Wednesday, 8 October 2008

The Circle

A year ago I wished for an opportunity to see Somerset Maugham’s The Circle on the stage and my wish came true last week. I had to go to Richmond during the evening rush hour (there are definitely better Tube lines at rush hour than the District Line) to see it, but I did.

I really like Somerset Maugham. He is unsentimental and cynic, but he can be incredibly funny and touching. “The Circle”, arguably the best of his comedies along with "The Constant Wife", is a play of history repeating itself. After deserting her husband and child 30 years prior for her husband’s best friend, Lady Kitty, played by Susan Hampshire in the version I saw, returns to her old home (with said lover) to finally meet her son. However, her daughter-in-law is also planning to run away with one of the house guests.
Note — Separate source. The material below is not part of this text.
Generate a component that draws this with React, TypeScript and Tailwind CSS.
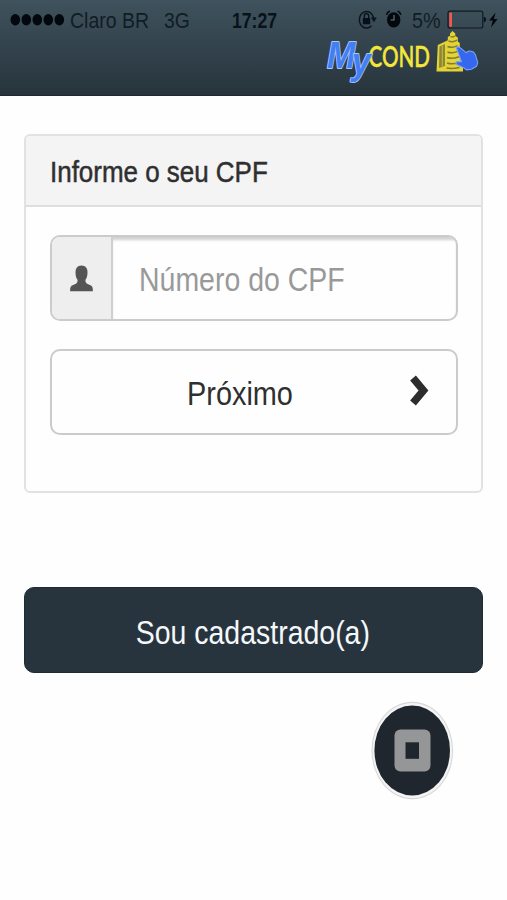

The whole play only makes sense in a time where divorce was something hard to get, but still says a lot about loveless love affairs. While Lady Kitty’s husband divorced her quickly, her lover’s wife didn’t so they couldn’t get married and had to spend 30 years in exile, swallowing infidelities and committing some, growing indifferent and in her case, fearing that he would leave her and she would have no means to support herself. Above all seeing each other never truly forgiving the other for the sacrifices they made in the name of a love that has long disappeared – as Lady Kitty says to her ex-husband, if she had her time again, she would have been unfaithful but would have never ran away.

The production I saw was a good one. The performances, mostly by actors I have seen at some stage or another on the small screen, were excellent and it made me sad that such a good production with some good reviews is highly unlikely to make it to the West End.